Highland Park's restaurants are worth the 10 to 15 minute drive from downtown specifically because they operate differently. Hours are limited, menus change constantly, and reservations are essential. A reader planning dinner in Highland Park should call no later than the day before; same-day reservations often show no availability. Pricing aligns with downtown but the experience is materially different: smaller scale, more direct interaction with ownership, and food that reflects individual conviction rather than market research.

Practical Navigation

The operational difference between these areas shapes how to approach eating in Chattanooga systematically. The North Shore and Warehouse District operate on reservation systems; call or book online the same week you plan to dine. St. Elmo and Southside restaurants rarely maintain reservation systems; these work for spontaneous evenings or last-minute plans. Highland Park requires advance booking, often days ahead.

Price increases progressively from Southside (entrees typically $14 to $20) to St. Elmo ($16 to $26) to the North Shore and downtown ($20 to $35 and higher). These ranges reflect ingredient costs and venue positioning more than quality difference.

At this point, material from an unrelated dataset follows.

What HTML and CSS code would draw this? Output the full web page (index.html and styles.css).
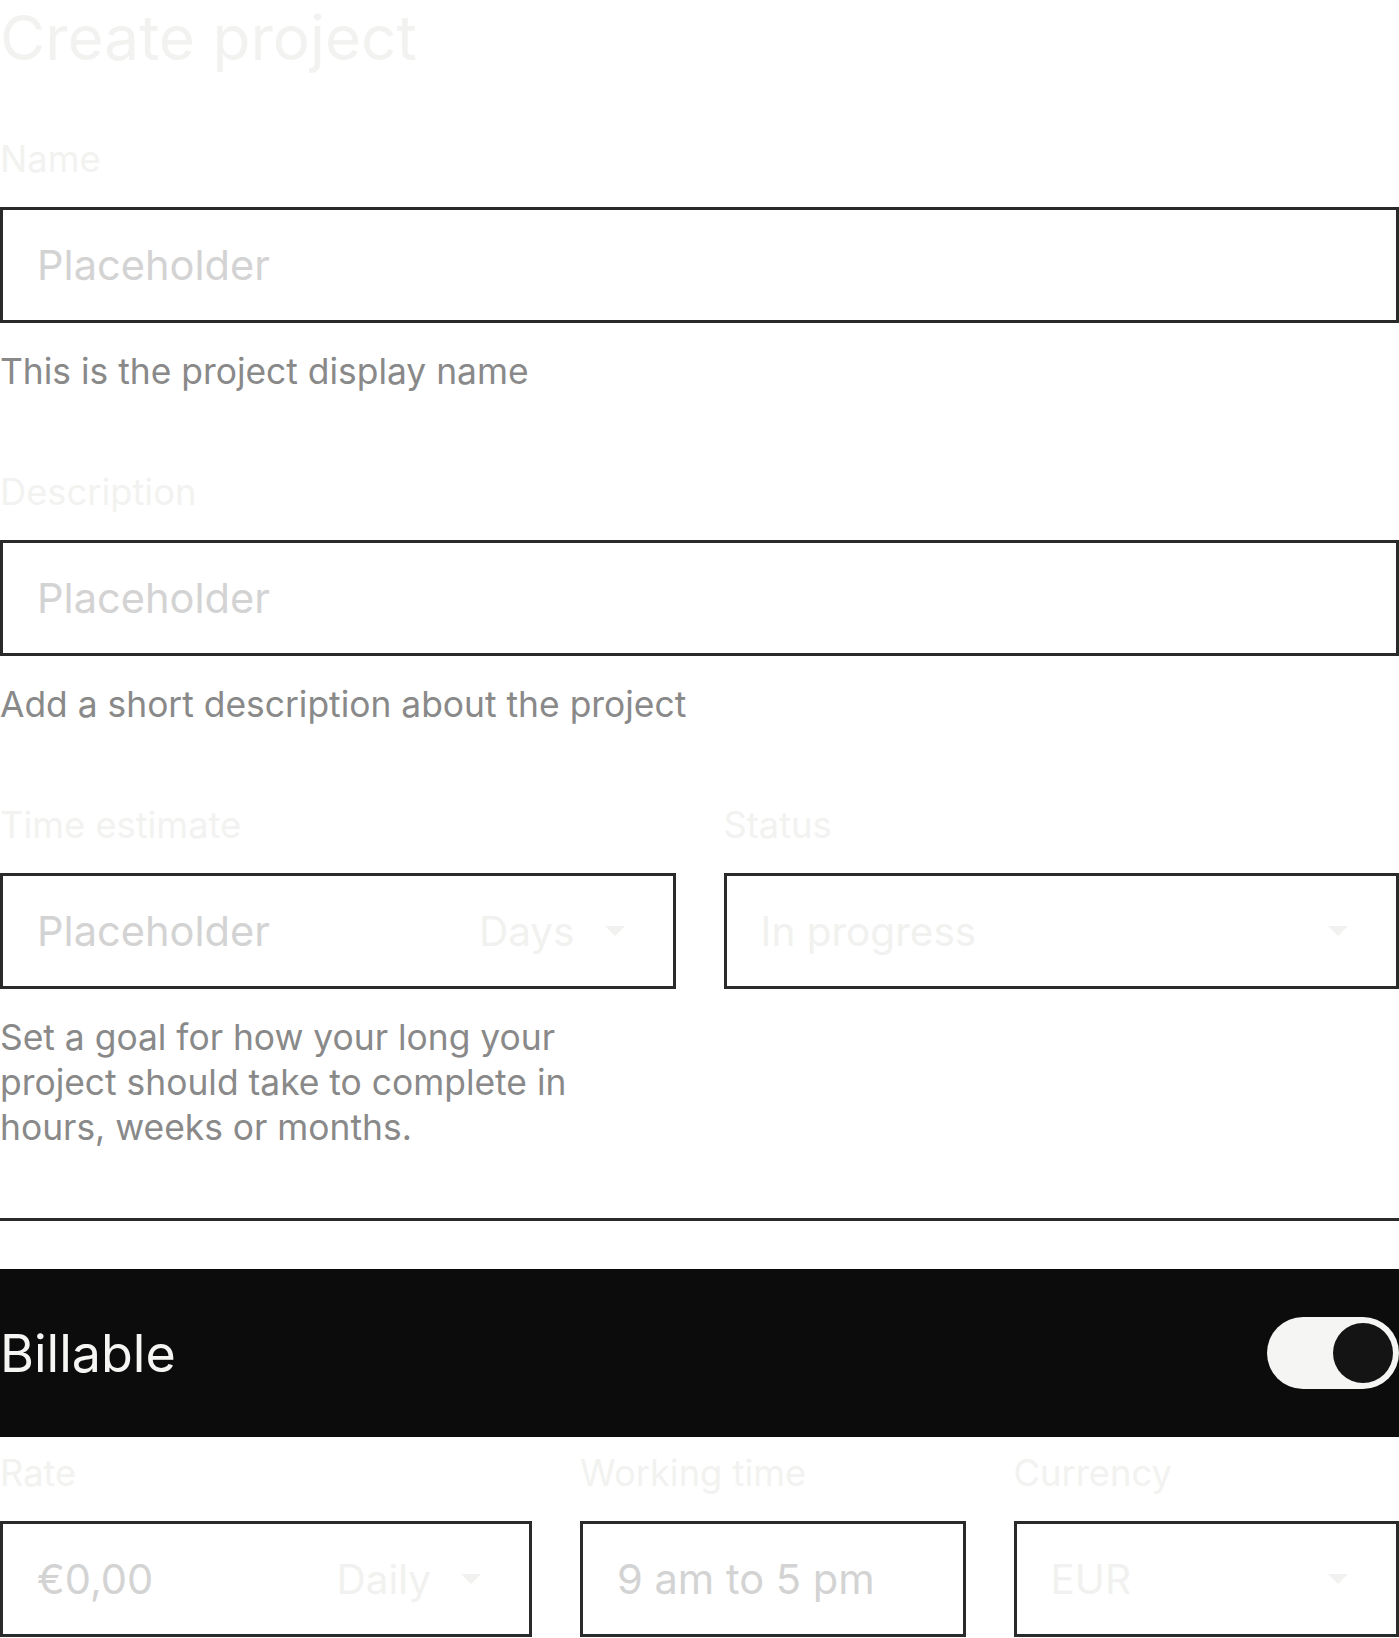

A first-time visitor building an eating itinerary should plan one North Shore or downtown reservation for the evening they arrive, allowing time to settle and make a reservation. A second evening in St. Elmo or Southside requires no advance planning and often yields the strongest meal. A third evening in Highland Park requires a phone call to a specific restaurant the moment the trip is confirmed.

Chattanooga's restaurant landscape is not hidden so much as it is unequally distributed. The restaurants that attract tourism revenue operate visibly. The restaurants that define how the city eats operate in the neighborhoods where people live, and reaching them requires knowing those neighborhoods exist and planning accordingly.